For a community that has suffered grievous persecution and that has preserved its faith chiefly through the spoken and sung word, a figure such as Sheikh Fakhradin is of immeasurable importance, for he is the very source of so much of that sustaining poetry. To honour him is to honour the living heart of the Yazidi tradition, and to recognise the depth and sophistication of a faith that has too often been misunderstood and maligned by outsiders. In the saint of the Moon and poet of the qewls, the Yazidis possess one of the great spiritual treasures of the Kurdish world.
Debates and Misconceptions
Are the Seven Divine Beings separate gods? No, and this is essential to understanding Yazidism rightly. Yazidism is a monotheistic faith, founded on belief in one God who created the world and entrusted its care to the Seven Holy Beings, who are his emanations, brought forth from his own light, and not independent deities. Sheikh Fakhradin, as one of the Seven, is a manifestation of the one God's care for the world, alongside the Peacock Angel and the others. The faith must be understood in its own monotheistic terms, not through the distortions that have so often been imposed upon it.
Was Sheikh Fakhradin a saint, an angel, or a historical poet? In the Yazidi understanding he is all of these at once, and the layers are not felt as contradictions. He is one of the eternal Seven; he is the personification of the Moon; and he is a historical figure of the twelfth century, a real poet, philosopher and scholar who composed sacred verse. The sacred and the historical are interwoven in him, as so often in the Yazidi holy family, and the full picture holds both together.

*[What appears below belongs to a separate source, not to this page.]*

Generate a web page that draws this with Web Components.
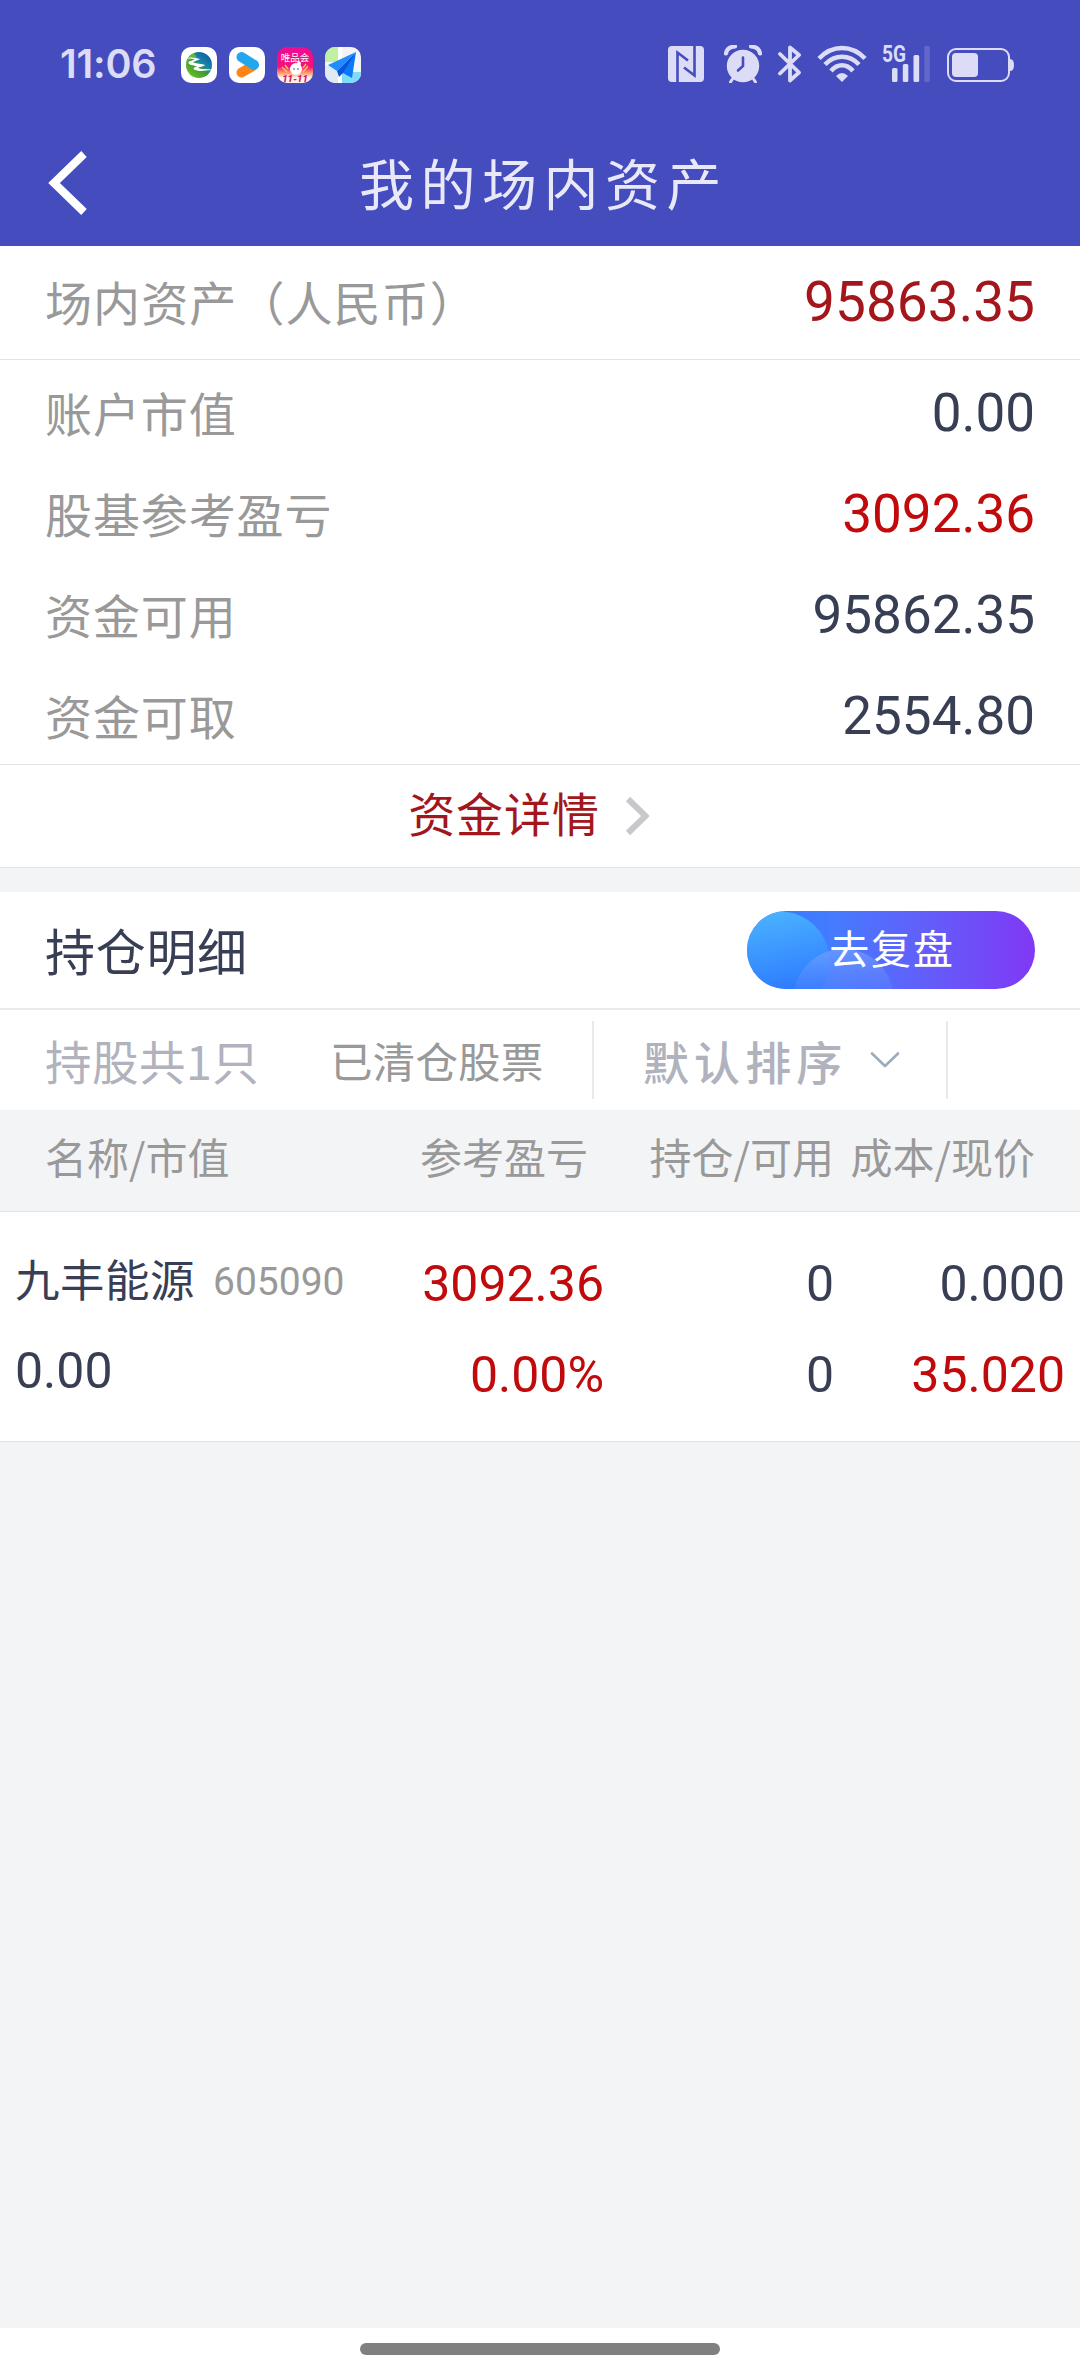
<!DOCTYPE html>
<html lang="zh-CN">
<head>
<meta charset="UTF-8">
<meta name="viewport" content="width=device-width, initial-scale=1.0">
<title>我的场内资产</title>
<style>
    :root {
        --primary: #444cbe;
        --label: #999999;
        --text: #383e54;
        --red: #c00a0c;
        --deep-red: #a3161b;
        --line: #e3e3e5;
        --bg: #f3f4f6;
        --num: Roboto, "Noto Sans CJK SC", sans-serif;
        --cjk: "Noto Sans CJK SC", sans-serif;
    }
    body {
        margin: 0;
        background: var(--bg);
        font-family: var(--cjk);
    }
</style>
</head>
<body>
<asset-page>
    <status-bar slot="top" data-time="11:06"></status-bar>
    <nav-bar slot="top">我的场内资产</nav-bar>

    <asset-row data-type="total" data-value="95863.35">场内资产（人民币）</asset-row>
    <asset-row data-value="0.00">账户市值</asset-row>
    <asset-row data-type="up" data-value="3092.36">股基参考盈亏</asset-row>
    <asset-row data-value="95862.35">资金可用</asset-row>
    <asset-row data-value="2554.80">资金可取</asset-row>
    <detail-link>资金详情</detail-link>

    <section-head>持仓明细<review-button slot="action">去复盘</review-button></section-head>
    <filter-bar>
        <span slot="count">持股共1只</span>
        <span slot="cleared">已清仓股票</span>
        <span slot="sort">默认排序</span>
    </filter-bar>
    <holding-head data-cols="名称/市值,参考盈亏,持仓/可用,成本/现价"></holding-head>
    <holding-row data-name="九丰能源" data-code="605090" data-market="0.00"
        data-profit="3092.36" data-rate="0.00%" data-hold="0" data-usable="0"
        data-cost="0.000" data-price="35.020"></holding-row>

    <home-indicator slot="bottom"></home-indicator>
</asset-page>

<script>
/** 页面骨架: 顶部 / 内容 / 底部 */
class AssetPage extends HTMLElement {
    constructor() {
        super();
        this.attachShadow({ mode: 'open' });
    }

    connectedCallback() {
        this.shadowRoot.innerHTML = `
            <style>
                :host {
                    display: flex;
                    flex-direction: column;
                    width: 1080px;
                    height: 2376px;
                    overflow: hidden;
                }
                main { flex: 1; }
            </style>
            <header><slot name="top"></slot></header>
            <main><slot></slot></main>
            <slot name="bottom"></slot>
        `;
    }
}

/** 系统状态栏，左侧时间和应用通知，右侧系统图标 */
class StatusBar extends HTMLElement {
    constructor() {
        super();
        this.attachShadow({ mode: 'open' });
    }

    connectedCallback() {
        this.render();
    }

    getAppsHTML() {
        return `
            <svg width="36" height="36" viewBox="0 0 36 36">
                <defs>
                    <linearGradient id="land" x1="1" y1="0" x2="0.2" y2="1">
                        <stop offset="0" stop-color="#0b4fa0"/><stop offset=".45" stop-color="#1b86a8"/>
                        <stop offset=".6" stop-color="#3c9a34"/><stop offset="1" stop-color="#6cc020"/>
                    </linearGradient>
                </defs>
                <rect width="36" height="36" rx="10" fill="#fff"/>
                <circle cx="18" cy="18" r="13" fill="url(#land)"/>
                <path d="M5 17A13 13 0 0 1 13 6L16 11L8 13Z" fill="#62b83a"/>
                <path d="M4 11.500C9 9.500 14 10.500 19 12C17 13.500 13 14 12 15.500C16 17 21 16.500 24 18C22 20 18 19.500 17 21C22 23 27 21 32 23.500C27 22.500 22 25 16 23.500C12 22.500 11 21 16 19.500C12 18 7 18 7.500 15.500C8 13.500 13 13.500 13.500 12.500C10 11.500 7 11 4 11.500Z" fill="#fff"/>
            </svg>
            <svg width="36" height="36" viewBox="0 0 36 36">
                <rect width="36" height="36" rx="10" fill="#fff"/>
                <path d="M12.500 25.500L23 19.500" stroke="#ff8413" stroke-width="10" stroke-linecap="round"/>
                <path d="M12.500 10L25 17.800" stroke="#22a7ee" stroke-width="10" stroke-linecap="round"/>
                <path d="M16 18L24 13Q30 17 29.800 19Q29 21 24.500 23.200Z" fill="#22a7ee"/>
            </svg>
            <svg width="36" height="36" viewBox="0 0 36 36">
                <defs>
                    <linearGradient id="vip" x1="0" y1="0" x2="0" y2="1">
                        <stop offset="0" stop-color="#ee0c94"/><stop offset=".55" stop-color="#f6107a"/>
                        <stop offset=".72" stop-color="#ff9a6a"/><stop offset=".85" stop-color="#fff2e0"/>
                    </linearGradient>
                </defs>
                <rect width="36" height="36" rx="10" fill="url(#vip)"/>
                <text x="18" y="13.500" text-anchor="middle" font-size="9.500" fill="#fff">唯品会</text>
                <path d="M5 20L10 25M8 18L11 22M31 19L26 25M29 17L26 21" stroke="#ffc35a" stroke-width="1.500"/>
                <circle cx="19" cy="22" r="6" fill="#fff"/>
                <circle cx="22" cy="16.500" r="2" fill="#fff"/>
                <circle cx="17" cy="22" r=".8" fill="#444"/><circle cx="21" cy="22" r=".8" fill="#444"/>
                <text x="18" y="35" text-anchor="middle" font-family="Roboto, sans-serif" font-style="italic" font-weight="900" font-size="9.500" fill="#d8107a">11-11</text>
            </svg>
            <svg width="36" height="36" viewBox="0 0 36 36">
                <defs><clipPath id="mapbox"><rect width="36" height="36" rx="10"/></clipPath></defs>
                <g clip-path="url(#mapbox)">
                    <rect width="36" height="36" fill="#f1f5f7"/>
                    <path d="M0 0H13V15H0Z" fill="#bff0a4"/>
                    <path d="M0 19H13V36H0Z" fill="#dfeaf2"/>
                    <path d="M17 25H36V36H17Z" fill="#7fdcf8"/>
                    <path d="M13 0H17V36H13Z" fill="#fff"/>
                    <path d="M31 5L3 18L12 24Z" fill="#1f8cff"/>
                    <path d="M31 5L16 25L27 31Z" fill="#0a78f8"/>
                    <path d="M31 5L12 24L14 30L18 26Z" fill="#0b56d8"/>
                </g>
            </svg>
        `;
    }

    getSystemHTML() {
        return `
            <svg class="nfc" width="36" height="36" viewBox="0 0 36 36">
                <rect width="36" height="36" rx="4" fill="currentColor"/>
                <path d="M9.500 36V6.500L20 14.500M26.500 0V29.500L16 21.500" fill="none" stroke="#444cbe" stroke-width="2.600"/>
            </svg>
            <svg class="alarm" width="38" height="38" viewBox="0 0 38 38">
                <path d="M2 8.500Q3 2 11 1.500M36 8.500Q35 2 27 1.500" fill="none" stroke="currentColor" stroke-width="4.200" stroke-linecap="round"/>
                <path d="M8.500 34L6.500 37M29.500 34L31.500 37" stroke="currentColor" stroke-width="3" stroke-linecap="round"/>
                <circle cx="19" cy="21" r="16.200" fill="currentColor"/>
                <path d="M19 12.500V21L14 25.500" fill="none" stroke="#444cbe" stroke-width="2.600" stroke-linecap="round"/>
            </svg>
            <svg class="bt" width="24" height="38" viewBox="0 0 24 38">
                <path d="M2 9L21 27.500L12 35.500V2.500L21 10L2 28.500" fill="none" stroke="currentColor" stroke-width="3.800" stroke-linecap="round" stroke-linejoin="round"/>
            </svg>
            <svg class="wifi" width="50" height="38" viewBox="0 0 50 38">
                <g fill="none" stroke="currentColor" stroke-width="4.600">
                    <path d="M2 13.500Q12 3 25 3T48 13.500"/>
                    <path d="M8 19.500Q15.500 11.800 25 11.800T42 19.500"/>
                    <path d="M14 26Q19 20.300 25 20.300T36 26"/>
                </g>
                <path d="M19 31Q25 25 31 31L25 37Z" fill="currentColor"/>
            </svg>
            <svg class="cell" width="50" height="48" viewBox="0 -10 50 48">
                <text x="0" y="17.500" font-family="Roboto, sans-serif" font-weight="700" font-size="23" textLength="24" lengthAdjust="spacingAndGlyphs" fill="currentColor">5G</text>
                <g fill="currentColor">
                    <rect x="10" y="24" width="5.500" height="14" rx="1.500"/>
                    <rect x="20.800" y="20" width="5.500" height="18" rx="1.500"/>
                    <rect x="31.500" y="11" width="5.700" height="27" rx="1.500"/>
                    <rect x="42.300" y="2" width="5.500" height="36" rx="1.500" opacity=".2"/>
                </g>
            </svg>
            <svg class="battery" width="68" height="34" viewBox="0 0 68 34">
                <rect x="1" y="1" width="61" height="32" rx="8" fill="none" stroke="currentColor" stroke-width="2"/>
                <rect x="5" y="5" width="26" height="24" rx="4" fill="currentColor"/>
                <path d="M63 11Q67 11 67 17T63 23Z" fill="currentColor"/>
            </svg>
        `;
    }

    render() {
        this.shadowRoot.innerHTML = `
            <style>
                :host {
                    display: flex;
                    justify-content: space-between;
                    align-items: flex-start;
                    box-sizing: border-box;
                    height: 122px;
                    padding: 45px 65px 0 60px;
                    background: var(--primary);
                    color: #dcdcf6;
                }
                svg { display: block; }
                .left, .right { display: flex; }
                .time {
                    width: 121px;
                    font: 600 39.500px/38px Inter, sans-serif;
                    letter-spacing: -0.200px;
                }
                .apps {
                    display: flex;
                    gap: 12px;
                    padding-top: 2px;
                }
                .nfc { margin: 1px 20px 0 0; }
                .alarm { margin-right: 16px; }
                .bt { margin-right: 15px; }
                .wifi { margin-right: 15px; }
                .cell { margin-right: 15px; margin-top: -11px; }
                .battery { margin-top: 3px; }
            </style>
            <div class="left">
                <div class="time">${this.dataset.time}</div>
                <div class="apps">${this.getAppsHTML()}</div>
            </div>
            <div class="right">${this.getSystemHTML()}</div>
        `;
    }
}

/** 标题栏 */
class NavBar extends HTMLElement {
    constructor() {
        super();
        this.attachShadow({ mode: 'open' });
    }

    connectedCallback() {
        this.shadowRoot.innerHTML = `
            <style>
                :host {
                    display: grid;
                    grid-template-columns: 120px 1fr 120px;
                    height: 124px;
                    background: var(--primary);
                    color: #e8e8f8;
                }
                svg { margin: 29px 0 0 48px; }
                .title {
                    text-align: center;
                    font-size: 55px;
                    line-height: 118px;
                    letter-spacing: 6.500px;
                    text-indent: 7px;
                }
            </style>
            <svg width="40" height="64" viewBox="0 0 40 64">
                <path d="M36 3L6 32L36 61" fill="none" stroke="#fff" stroke-width="8"/>
            </svg>
            <div class="title"><slot></slot></div>
        `;
    }
}

/**
 * 资产行
 * data-type: total 总资产 / up 盈利
 */
class AssetRow extends HTMLElement {
    constructor() {
        super();
        this.attachShadow({ mode: 'open' });
    }

    connectedCallback() {
        this.shadowRoot.innerHTML = `
            <style>
                :host {
                    display: flex;
                    justify-content: space-between;
                    height: 101px;
                    padding: 0 45px;
                    background: #fff;
                    line-height: 101px;
                }
                :host([data-type="total"]) {
                    height: 113px;
                    line-height: 113px;
                    border-bottom: 1px solid var(--line);
                }
                .label {
                    padding-top: 1px;
                    font-size: 47px;
                    letter-spacing: 0.900px;
                    color: var(--label);
                }
                .value {
                    padding-top: 3px;
                    font-family: var(--num);
                    font-size: 53px;
                    color: var(--text);
                }
                :host([data-type="total"]) .label {
                    padding-top: 0;
                    line-height: 110px;
                    letter-spacing: 1.100px;
                }
                :host([data-type="total"]) .value {
                    padding-top: 0;
                    font-size: 55px;
                    color: var(--deep-red);
                }
                :host([data-type="up"]) .value { color: var(--red); }
            </style>
            <span class="label"><slot></slot></span>
            <span class="value">${this.dataset.value}</span>
        `;
    }
}

/** 资金详情入口 */
class DetailLink extends HTMLElement {
    constructor() {
        super();
        this.attachShadow({ mode: 'open' });
    }

    connectedCallback() {
        this.shadowRoot.innerHTML = `
            <style>
                :host {
                    display: flex;
                    justify-content: center;
                    align-items: center;
                    gap: 25px;
                    height: 102px;
                    margin-bottom: 24px;
                    padding-right: 21px;
                    border: solid var(--line);
                    border-width: 1px 0;
                    background: #fff;
                    color: var(--deep-red);
                    font-size: 47px;
                    letter-spacing: 0.900px;
                }
                span {
                    line-height: 94px;
                    padding-bottom: 8px;
                }
            </style>
            <span><slot></slot></span>
            <svg width="26" height="40" viewBox="0 0 26 40">
                <path d="M3 3L20.500 20L3 37" fill="none" stroke="#c7c7cc" stroke-width="6"/>
            </svg>
        `;
    }
}

/** 区块标题 */
class SectionHead extends HTMLElement {
    constructor() {
        super();
        this.attachShadow({ mode: 'open' });
    }

    connectedCallback() {
        this.shadowRoot.innerHTML = `
            <style>
                :host {
                    display: flex;
                    justify-content: space-between;
                    align-items: center;
                    height: 116px;
                    padding: 0 45px;
                    border-bottom: 2px solid #e6eaee;
                    background: #fff;
                    color: var(--text);
                    font-size: 50px;
                    letter-spacing: 0.700px;
                }
                .title {
                    line-height: 114px;
                    padding-bottom: 2px;
                }
            </style>
            <span class="title"><slot></slot></span>
            <slot name="action"></slot>
        `;
    }
}

/** 渐变胶囊按钮，左侧两个半透明圆 */
class ReviewButton extends HTMLElement {
    constructor() {
        super();
        this.attachShadow({ mode: 'open' });
    }

    connectedCallback() {
        this.shadowRoot.innerHTML = `
            <style>
                :host {
                    display: grid;
                    width: 288px;
                    height: 78px;
                    border-radius: 39px;
                    overflow: hidden;
                    color: #fff;
                }
                svg, span { grid-area: 1 / 1; }
                span {
                    z-index: 1;
                    text-align: center;
                    font-size: 40px;
                    line-height: 73px;
                    letter-spacing: 1.800px;
                    text-indent: 2px;
                }
            </style>
            <svg width="288" height="78" viewBox="0 0 288 78">
                <defs>
                    <linearGradient id="bg"><stop offset="0" stop-color="#2f7bff"/><stop offset=".3" stop-color="#457bff"/><stop offset=".6" stop-color="#6160fa"/><stop offset="1" stop-color="#8038f5"/></linearGradient>
                    <linearGradient id="c1" x1="0.4" y1="0" x2="0.6" y2="1"><stop offset="0" stop-color="#4ab2ff"/><stop offset=".8" stop-color="#2f7bff"/></linearGradient>
                    <linearGradient id="c2" x1="0" y1="0" x2="0" y2=".5"><stop offset="0" stop-color="#78a4ff" stop-opacity=".65"/><stop offset="1" stop-color="#5580ff" stop-opacity=".25"/></linearGradient>
                </defs>
                <rect width="288" height="78" fill="url(#bg)"/>
                <circle cx="33" cy="50" r="49.500" fill="url(#c1)"/>
                <circle cx="96.500" cy="88" r="50" fill="url(#c2)"/>
            </svg>
            <span><slot></slot></span>
        `;
    }
}

/** 筛选栏 */
class FilterBar extends HTMLElement {
    constructor() {
        super();
        this.attachShadow({ mode: 'open' });
    }

    connectedCallback() {
        this.shadowRoot.innerHTML = `
            <style>
                :host {
                    display: grid;
                    grid-template-columns: 285px 262px 356px 1fr;
                    align-items: center;
                    height: 100px;
                    padding-left: 45px;
                    background: #fff;
                    line-height: 98px;
                    color: #b0b2bd;
                }
                .count { font-size: 46.500px; letter-spacing: 0.500px; }
                .cleared {
                    font-size: 42.500px;
                    line-height: 100px;
                    letter-spacing: 0.200px;
                    color: var(--label);
                }
                .sort {
                    box-sizing: border-box;
                    display: flex;
                    align-items: center;
                    gap: 23px;
                    height: 78px;
                    padding-left: 49px;
                    border: solid #e6eaee;
                    border-width: 0 2px;
                    font-size: 46px;
                    font-weight: 500;
                    letter-spacing: 5.100px;
                }
            </style>
            <span class="count"><slot name="count"></slot></span>
            <span class="cleared"><slot name="cleared"></slot></span>
            <div class="sort">
                <slot name="sort"></slot>
                <svg width="30" height="18" viewBox="0 0 30 18">
                    <path d="M2 2.500L15 15L28 2.500" fill="none" stroke="#9eabbb" stroke-width="2.600" stroke-linecap="round" stroke-linejoin="round"/>
                </svg>
            </div>
        `;
    }
}

/** 持仓表头 */
class HoldingHead extends HTMLElement {
    constructor() {
        super();
        this.attachShadow({ mode: 'open' });
    }

    connectedCallback() {
        const cols = this.dataset.cols.split(',');
        this.shadowRoot.innerHTML = `
            <style>
                :host {
                    display: grid;
                    grid-template-columns: 1fr 245px 246px 201px;
                    height: 101px;
                    padding: 0 45px;
                    border-bottom: 1px solid var(--line);
                    background: var(--bg);
                    color: var(--label);
                    font-size: 42px;
                    line-height: 92px;
                    text-align: right;
                }
                span:first-of-type { text-align: left; }
            </style>
            ${cols.map(col => `<span>${col}</span>`).join('')}
        `;
    }
}

/** 单只持仓，每列上下两个值 */
class HoldingRow extends HTMLElement {
    constructor() {
        super();
        this.attachShadow({ mode: 'open' });
    }

    connectedCallback() {
        const d = this.dataset;
        this.shadowRoot.innerHTML = `
            <style>
                :host {
                    display: grid;
                    grid-template-columns: 350px 239px 230px 1fr;
                    height: 229px;
                    padding: 0 15px;
                    border-bottom: 1px solid var(--line);
                    background: #fff;
                    color: var(--text);
                    font-family: var(--num);
                    font-size: 50px;
                }
                .col {
                    display: flex;
                    flex-direction: column;
                    padding-top: 27px;
                    line-height: 91px;
                    text-align: right;
                }
                .first {
                    padding-top: 25px;
                    line-height: 86px;
                    text-align: left;
                }
                .name {
                    display: flex;
                    gap: 18px;
                    font-family: var(--cjk);
                    font-size: 44.500px;
                    letter-spacing: 0.500px;
                }
                .name span { line-height: 81px; }
                .name .code {
                    font-family: var(--num);
                    font-size: 39px;
                    line-height: 91px;
                    letter-spacing: 0;
                    color: var(--label);
                }
                .up { color: var(--red); }
            </style>
            <div class="col first">
                <div class="name"><span>${d.name}</span><span class="code">${d.code}</span></div>
                <span>${d.market}</span>
            </div>
            <div class="col up"><span>${d.profit}</span><span>${d.rate}</span></div>
            <div class="col"><span>${d.hold}</span><span>${d.usable}</span></div>
            <div class="col"><span>${d.cost}</span><span class="up">${d.price}</span></div>
        `;
    }
}

/** 底部手势条 */
class HomeIndicator extends HTMLElement {
    constructor() {
        super();
        this.attachShadow({ mode: 'open' });
    }

    connectedCallback() {
        this.shadowRoot.innerHTML = `
            <style>
                :host {
                    display: flex;
                    justify-content: center;
                    box-sizing: border-box;
                    height: 48px;
                    padding-top: 15px;
                    background: #fff;
                }
                div {
                    width: 360px;
                    height: 12px;
                    border-radius: 6px;
                    background: #808080;
                }
            </style>
            <div></div>
        `;
    }
}

customElements.define('asset-page', AssetPage);
customElements.define('status-bar', StatusBar);
customElements.define('nav-bar', NavBar);
customElements.define('asset-row', AssetRow);
customElements.define('detail-link', DetailLink);
customElements.define('section-head', SectionHead);
customElements.define('review-button', ReviewButton);
customElements.define('filter-bar', FilterBar);
customElements.define('holding-head', HoldingHead);
customElements.define('holding-row', HoldingRow);
customElements.define('home-indicator', HomeIndicator);
</script>
</body>
</html>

How certain are the details, and the scale of his poetry? The traditions surrounding Sheikh Fakhradin are held as sacred religious tradition rather than as documentary history, and figures such as the eleven thousand compositions attributed to him are best understood as expressions of his central importance as the poet of the faith rather than as exact counts. Given the great losses the Yazidi tradition has suffered through centuries of persecution, much is known only through oral tradition and is approximate. It is most honest to receive these as the cherished beliefs of a living faith, while recognising the firm historical core of a twelfth-century saint and poet whose hymns the Yazidis still sing.
Related Topics
The Seven Angels: the Heft Sirr, the Seven Divine Beings among whom is Sheikh Fakhradin
Sheikh Shems: the saint of the Sun, Fakhradin's brother and his celestial counterpart
Sheikh Mend: the Lord of Snakes, the saintly son of Sheikh Fakhradin
Sheikh Adi: the supreme Yazidi saint, Fakhradin's grandfather by tradition
Tawuse Melek: the Peacock Angel, the leader of the Seven Divine Beings
The Qewls: the sacred Yazidi hymns that Sheikh Fakhradin is believed to have composed
Frequently Asked Questions
Who was Sheikh Fakhradin?
Sheikh Fakhradin, in Kurdish Sex Fexredin, was a Yazidi saint, poet and philosopher of the twelfth century, venerated as one of the Seven Divine Beings of the faith and as the personification of the Moon. The son of the prince Ezdina Mir, he is honoured above all as the author of much of the sacred poetry, the qewls, that the Yazidis still recite today, and he stands among the most important figures of the religion.
Why is Sheikh Fakhradin associated with the Moon?
In Yazidi symbolism, Sheikh Fakhradin is the personification of the Moon, while his brother Sheikh Shems, whose name means the Sun, personifies that greater light. The two brother-saints together embody the two great lights of the heavens, day and night, in a pairing that expresses cosmic balance. Fakhradin represents the gentler, reflective radiance of the moon, associated with wisdom and the contemplative word.
What are the qewls, and what is Sheikh Fakhradin's connection to them?
The qewls are the sacred hymns of Yazidism, the central religious poetry that contains the theology and cosmology of the faith and is recited by trained reciters called Qewals. A great part of this sacred poetry is attributed to Sheikh Fakhradin, who is remembered as the supreme poet of the qewls. Tradition holds that he composed many thousands of these sacred compositions, of which only a portion survive today.
Is Yazidism polytheistic because of the Seven Divine Beings?
No. Yazidism is a monotheistic faith based on belief in one God, who created the world and entrusted its care to a Heptad of seven Holy Beings, led by the Peacock Angel. The Seven are not separate gods but emanations of the one God, brought forth from his own light. Sheikh Fakhradin, as one of the Seven, is a manifestation of the one God's care for the world, and the faith must be understood in its own monotheistic terms.
Who were Sheikh Fakhradin's family?
Sheikh Fakhradin was the son of the prince Ezdina Mir and the saint Sitiya Zin, who by tradition was a daughter of Sheikh Adi, making Fakhradin his grandson. His brothers were Sheikh Shems, Nasirdin and Sicadin. His own children included Sheikh Mend, the Lord of Snakes, and Khatuna Fexra, the guardian of childbirth, as well as Sheikh Bedir and Sheikh Aqub, a whole family of saints descending from him.
Why is Sheikh Fakhradin important to the Yazidis?
He is important as one of the foundational figures of the faith: a member of the Seven Divine Beings, the saint of the Moon, and above all the poet who gave the Yazidis much of their sacred scripture in the form of the qewls. Every time the sacred hymns are sung, his presence is felt in the religious life of the community, and as the ancestor of a great sheikh lineage he is woven into the very structure of the Yazidi people.